= Direction =
Give an exact transcription of every line, dropping the images.

= Supplied material =
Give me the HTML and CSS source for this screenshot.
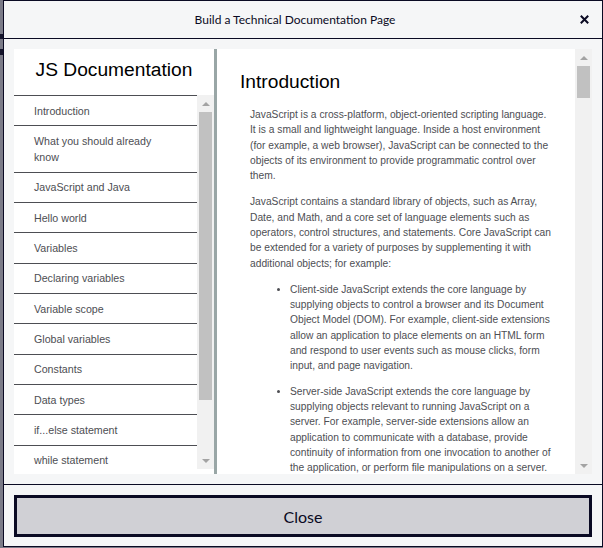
FILE: index.html
```html
<!DOCTYPE html>
<html lang="en">
<head>
<meta charset="utf-8">
<title>Build a Technical Documentation Page</title>
<link rel="stylesheet" href="styles.css">
</head>
<body>
<div class="backdrop-mark mark-a"></div>
<div class="backdrop-mark mark-b"></div>
<div class="modal">
  <div class="modal-header">
    <h2 class="modal-title">Build a Technical Documentation Page</h2>
    <button class="modal-x" aria-label="Close">
      <svg width="9" height="9" viewBox="0 0 9 9"><path d="M0.8 0.8 L8.2 8.2 M8.2 0.8 L0.8 8.2" stroke="#0a0a23" stroke-width="2" fill="none"/></svg>
    </button>
  </div>
  <div class="modal-body">
    <div class="preview">
      <nav class="nav">
        <header class="nav-title">JS Documentation</header>
        <div class="nav-scroll">
          <ul class="nav-list">
            <li class="nav-item"><a class="nav-link" href="#Introduction">Introduction</a></li>
            <li class="nav-item"><a class="nav-link" href="#What_you_should_already_know">What you should already know</a></li>
            <li class="nav-item"><a class="nav-link" href="#JavaScript_and_Java">JavaScript and Java</a></li>
            <li class="nav-item"><a class="nav-link" href="#Hello_world">Hello world</a></li>
            <li class="nav-item"><a class="nav-link" href="#Variables">Variables</a></li>
            <li class="nav-item"><a class="nav-link" href="#Declaring_variables">Declaring variables</a></li>
            <li class="nav-item"><a class="nav-link" href="#Variable_scope">Variable scope</a></li>
            <li class="nav-item"><a class="nav-link" href="#Global_variables">Global variables</a></li>
            <li class="nav-item"><a class="nav-link" href="#Constants">Constants</a></li>
            <li class="nav-item"><a class="nav-link" href="#Data_types">Data types</a></li>
            <li class="nav-item"><a class="nav-link" href="#if...else_statement">if...else statement</a></li>
            <li class="nav-item"><a class="nav-link" href="#while_statement">while statement</a></li>
          </ul>
          <div class="scrollbar">
            <span class="sb-btn"><span class="sb-arrow-up"></span></span>
            <span class="sb-track"><span class="sb-thumb sb-thumb-nav"></span></span>
            <span class="sb-btn"><span class="sb-arrow-down"></span></span>
          </div>
        </div>
      </nav>
      <div class="main-wrap">
        <main class="main">
          <section class="section" id="Introduction">
            <header class="section-title">Introduction</header>
            <article class="article">
              <p>JavaScript is a cross-platform, object-oriented scripting language. It is a small and lightweight language. Inside a host environment (for example, a web browser), JavaScript can be connected to the objects of its environment to provide programmatic control over them.</p>
              <p>JavaScript contains a standard library of objects, such as Array, Date, and Math, and a core set of language elements such as operators, control structures, and statements. Core JavaScript can be extended for a variety of purposes by supplementing it with additional objects; for example:</p>
              <ul>
                <li>Client-side JavaScript extends the core language by supplying objects to control a browser and its Document Object Model (DOM). For example, client-side extensions allow an application to place elements on an HTML form and respond to user events such as mouse clicks, form input, and page navigation.</li>
                <li>Server-side JavaScript extends the core language by supplying objects relevant to running JavaScript on a server. For example, server-side extensions allow an application to communicate with a database, provide continuity of information from one invocation to another of the application, or perform file manipulations on a server.</li>
              </ul>
            </article>
          </section>
        </main>
        <div class="scrollbar">
          <span class="sb-btn"><span class="sb-arrow-up"></span></span>
          <span class="sb-track"><span class="sb-thumb sb-thumb-main"></span></span>
          <span class="sb-btn"><span class="sb-arrow-down"></span></span>
        </div>
      </div>
    </div>
  </div>
  <div class="modal-footer">
    <button class="close-btn">Close</button>
  </div>
</div>
</body>
</html>
```

FILE: styles.css
```css
* { box-sizing: border-box; }
html, body { margin: 0; padding: 0; }
body {
  background: #7b7b88;
  width: 603px;
  height: 548px;
  overflow: hidden;
  position: relative;
  font-family: Lato, "Liberation Sans", sans-serif;
}
.backdrop-mark { position: absolute; left: 0; width: 3px; background: #15152c; }
.mark-a { top: 34px; height: 5px; }
.mark-b { top: 49px; height: 6px; }

.modal {
  margin-left: 3px;
  width: 600px;
  height: 547px;
  border: 1px solid #0a0a23;
  background: #f5f6f7;
  display: flex;
  flex-direction: column;
}
.modal-header {
  position: relative;
  height: 38px;
  flex: none;
  border-bottom: 1px solid #0a0a23;
  display: flex;
  align-items: center;
  justify-content: center;
  padding-right: 16px;
}
.modal-title {
  margin: 0;
  font-family: Lato, sans-serif;
  font-size: 12px;
  font-weight: 400;
  color: #0a0a23;
}
.modal-x {
  position: absolute;
  right: 13px;
  top: 14px;
  width: 9px;
  height: 9px;
  padding: 0;
  border: 0;
  background: transparent;
  display: block;
}
.modal-x svg { display: block; }

.modal-body { height: 445px; flex: none; padding: 10px; }
.preview {
  display: flex;
  height: 425px;
  background: #fff;
  font-family: "Liberation Sans", Arial, sans-serif;
}

/* nav */
.nav {
  width: 203px;
  flex: none;
  border-right: 3px solid #99a6a6;
  display: flex;
  flex-direction: column;
}
.nav-title {
  margin: 6.67px 6.67px 0;
  font-size: 19.2px;
  line-height: 28.8px;
  text-align: center;
  color: #000;
}
.nav-scroll {
  display: flex;
  height: 374px;
  margin-top: 10.67px;
  flex: none;
}
.nav-list {
  list-style: none;
  margin: 0;
  padding: 0;
  flex: 1;
  overflow: hidden;
}
.nav-item { border-top: 1px solid #4d4e53; }
.nav-link {
  display: block;
  padding: 6.67px 20px;
  font-size: 10.67px;
  line-height: 16px;
  color: #4d4e53;
  text-decoration: none;
}

/* main */
.main-wrap { flex: 1; display: flex; min-width: 0; }
.main {
  flex: 1;
  overflow: hidden;
  padding: 18.5px 13px 0 23px;
}
.section-title {
  font-size: 19.2px;
  line-height: 28.8px;
  color: #000;
}
.article {
  display: block;
  margin: 0 10px;
  font-size: 10.24px;
  line-height: 1.5;
  color: #4d4e53;
}
.article p { margin: 10.67px 0; }
.article ul { margin: 10.67px 0; padding-left: 26.67px; }
.article li { margin: 10px 0 0 13.33px; }

/* scrollbars */
.scrollbar {
  width: 17px;
  flex: none;
  background: #f1f1f1;
  display: flex;
  flex-direction: column;
}
.sb-btn {
  height: 17px;
  flex: none;
  display: flex;
  align-items: center;
  justify-content: center;
}
.sb-arrow-up {
  width: 0;
  height: 0;
  border-left: 4px solid transparent;
  border-right: 4px solid transparent;
  border-bottom: 4px solid #a3a3a3;
}
.sb-arrow-down {
  width: 0;
  height: 0;
  border-left: 4px solid transparent;
  border-right: 4px solid transparent;
  border-top: 4px solid #a3a3a3;
}
.sb-track { flex: 1; display: flex; flex-direction: column; padding: 0 2px; }
.sb-thumb { display: block; background: #c1c1c1; flex: none; }
.sb-thumb-nav { height: 288px; }
.sb-thumb-main { height: 32px; }

/* footer */
.modal-footer {
  height: 62px;
  flex: none;
  border-top: 1px solid #0a0a23;
  padding: 10px 10px 0;
}
.close-btn {
  display: block;
  width: 100%;
  height: 42px;
  border: 3px solid #0a0a23;
  background: #d0d0d5;
  font-family: Lato, sans-serif;
  font-size: 16px;
  color: #0a0a23;
  padding: 0;
}
```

= Response to the task =
Give me the HTML and CSS source for this screenshot.
FILE: index.html
```html
<!DOCTYPE html>
<html lang="en">
<head>
<meta charset="utf-8">
<title>Build a Technical Documentation Page</title>
<link rel="stylesheet" href="styles.css">
</head>
<body>
<div class="backdrop-mark mark-a"></div>
<div class="backdrop-mark mark-b"></div>
<div class="modal">
  <div class="modal-header">
    <h2 class="modal-title">Build a Technical Documentation Page</h2>
    <button class="modal-x" aria-label="Close">
      <svg width="9" height="9" viewBox="0 0 9 9"><path d="M0.8 0.8 L8.2 8.2 M8.2 0.8 L0.8 8.2" stroke="#0a0a23" stroke-width="2" fill="none"/></svg>
    </button>
  </div>
  <div class="modal-body">
    <div class="preview">
      <nav class="nav">
        <header class="nav-title">JS Documentation</header>
        <div class="nav-scroll">
          <ul class="nav-list">
            <li class="nav-item"><a class="nav-link" href="#Introduction">Introduction</a></li>
            <li class="nav-item"><a class="nav-link" href="#What_you_should_already_know">What you should already know</a></li>
            <li class="nav-item"><a class="nav-link" href="#JavaScript_and_Java">JavaScript and Java</a></li>
            <li class="nav-item"><a class="nav-link" href="#Hello_world">Hello world</a></li>
            <li class="nav-item"><a class="nav-link" href="#Variables">Variables</a></li>
            <li class="nav-item"><a class="nav-link" href="#Declaring_variables">Declaring variables</a></li>
            <li class="nav-item"><a class="nav-link" href="#Variable_scope">Variable scope</a></li>
            <li class="nav-item"><a class="nav-link" href="#Global_variables">Global variables</a></li>
            <li class="nav-item"><a class="nav-link" href="#Constants">Constants</a></li>
            <li class="nav-item"><a class="nav-link" href="#Data_types">Data types</a></li>
            <li class="nav-item"><a class="nav-link" href="#if...else_statement">if...else statement</a></li>
            <li class="nav-item"><a class="nav-link" href="#while_statement">while statement</a></li>
          </ul>
          <div class="scrollbar">
            <span class="sb-btn"><span class="sb-arrow-up"></span></span>
            <span class="sb-track"><span class="sb-thumb sb-thumb-nav"></span></span>
            <span class="sb-btn"><span class="sb-arrow-down"></span></span>
          </div>
        </div>
      </nav>
      <div class="main-wrap">
        <main class="main">
          <section class="section" id="Introduction">
            <header class="section-title">Introduction</header>
            <article class="article">
              <p>JavaScript is a cross-platform, object-oriented scripting language. It is a small and lightweight language. Inside a host environment (for example, a web browser), JavaScript can be connected to the objects of its environment to provide programmatic control over them.</p>
              <p>JavaScript contains a standard library of objects, such as Array, Date, and Math, and a core set of language elements such as operators, control structures, and statements. Core JavaScript can be extended for a variety of purposes by supplementing it with additional objects; for example:</p>
              <ul>
                <li>Client-side JavaScript extends the core language by supplying objects to control a browser and its Document Object Model (DOM). For example, client-side extensions allow an application to place elements on an HTML form and respond to user events such as mouse clicks, form input, and page navigation.</li>
                <li>Server-side JavaScript extends the core language by supplying objects relevant to running JavaScript on a server. For example, server-side extensions allow an application to communicate with a database, provide continuity of information from one invocation to another of the application, or perform file manipulations on a server.</li>
              </ul>
            </article>
          </section>
        </main>
        <div class="scrollbar">
          <span class="sb-btn"><span class="sb-arrow-up"></span></span>
          <span class="sb-track"><span class="sb-thumb sb-thumb-main"></span></span>
          <span class="sb-btn"><span class="sb-arrow-down"></span></span>
        </div>
      </div>
    </div>
  </div>
  <div class="modal-footer">
    <button class="close-btn">Close</button>
  </div>
</div>
</body>
</html>
```

FILE: styles.css
```css
* { box-sizing: border-box; }
html, body { margin: 0; padding: 0; }
body {
  background: #7b7b88;
  width: 603px;
  height: 548px;
  overflow: hidden;
  position: relative;
  font-family: Lato, "Liberation Sans", sans-serif;
}
.backdrop-mark { position: absolute; left: 0; width: 3px; background: #15152c; }
.mark-a { top: 34px; height: 5px; }
.mark-b { top: 49px; height: 6px; }

.modal {
  margin-left: 3px;
  width: 600px;
  height: 547px;
  border: 1px solid #0a0a23;
  background: #f5f6f7;
  display: flex;
  flex-direction: column;
}
.modal-header {
  position: relative;
  height: 38px;
  flex: none;
  border-bottom: 1px solid #0a0a23;
  display: flex;
  align-items: center;
  justify-content: center;
  padding-right: 16px;
}
.modal-title {
  margin: 0;
  font-family: Lato, sans-serif;
  font-size: 12px;
  font-weight: 400;
  color: #0a0a23;
}
.modal-x {
  position: absolute;
  right: 13px;
  top: 14px;
  width: 9px;
  height: 9px;
  padding: 0;
  border: 0;
  background: transparent;
  display: block;
}
.modal-x svg { display: block; }

.modal-body { height: 445px; flex: none; padding: 10px; }
.preview {
  display: flex;
  height: 425px;
  background: #fff;
  font-family: "Liberation Sans", Arial, sans-serif;
}

/* nav */
.nav {
  width: 203px;
  flex: none;
  border-right: 3px solid #99a6a6;
  display: flex;
  flex-direction: column;
}
.nav-title {
  margin: 6.67px 6.67px 0;
  font-size: 19.2px;
  line-height: 28.8px;
  text-align: center;
  color: #000;
}
.nav-scroll {
  display: flex;
  height: 374px;
  margin-top: 10.67px;
  flex: none;
}
.nav-list {
  list-style: none;
  margin: 0;
  padding: 0;
  flex: 1;
  overflow: hidden;
}
.nav-item { border-top: 1px solid #4d4e53; }
.nav-link {
  display: block;
  padding: 6.67px 20px;
  font-size: 10.67px;
  line-height: 16px;
  color: #4d4e53;
  text-decoration: none;
}

/* main */
.main-wrap { flex: 1; display: flex; min-width: 0; }
.main {
  flex: 1;
  overflow: hidden;
  padding: 18.5px 13px 0 23px;
}
.section-title {
  font-size: 19.2px;
  line-height: 28.8px;
  color: #000;
}
.article {
  display: block;
  margin: 0 10px;
  font-size: 10.24px;
  line-height: 1.5;
  color: #4d4e53;
}
.article p { margin: 10.67px 0; }
.article ul { margin: 10.67px 0; padding-left: 26.67px; }
.article li { margin: 10px 0 0 13.33px; }

/* scrollbars */
.scrollbar {
  width: 17px;
  flex: none;
  background: #f1f1f1;
  display: flex;
  flex-direction: column;
}
.sb-btn {
  height: 17px;
  flex: none;
  display: flex;
  align-items: center;
  justify-content: center;
}
.sb-arrow-up {
  width: 0;
  height: 0;
  border-left: 4px solid transparent;
  border-right: 4px solid transparent;
  border-bottom: 4px solid #a3a3a3;
}
.sb-arrow-down {
  width: 0;
  height: 0;
  border-left: 4px solid transparent;
  border-right: 4px solid transparent;
  border-top: 4px solid #a3a3a3;
}
.sb-track { flex: 1; display: flex; flex-direction: column; padding: 0 2px; }
.sb-thumb { display: block; background: #c1c1c1; flex: none; }
.sb-thumb-nav { height: 288px; }
.sb-thumb-main { height: 32px; }

/* footer */
.modal-footer {
  height: 62px;
  flex: none;
  border-top: 1px solid #0a0a23;
  padding: 10px 10px 0;
}
.close-btn {
  display: block;
  width: 100%;
  height: 42px;
  border: 3px solid #0a0a23;
  background: #d0d0d5;
  font-family: Lato, sans-serif;
  font-size: 16px;
  color: #0a0a23;
  padding: 0;
}
```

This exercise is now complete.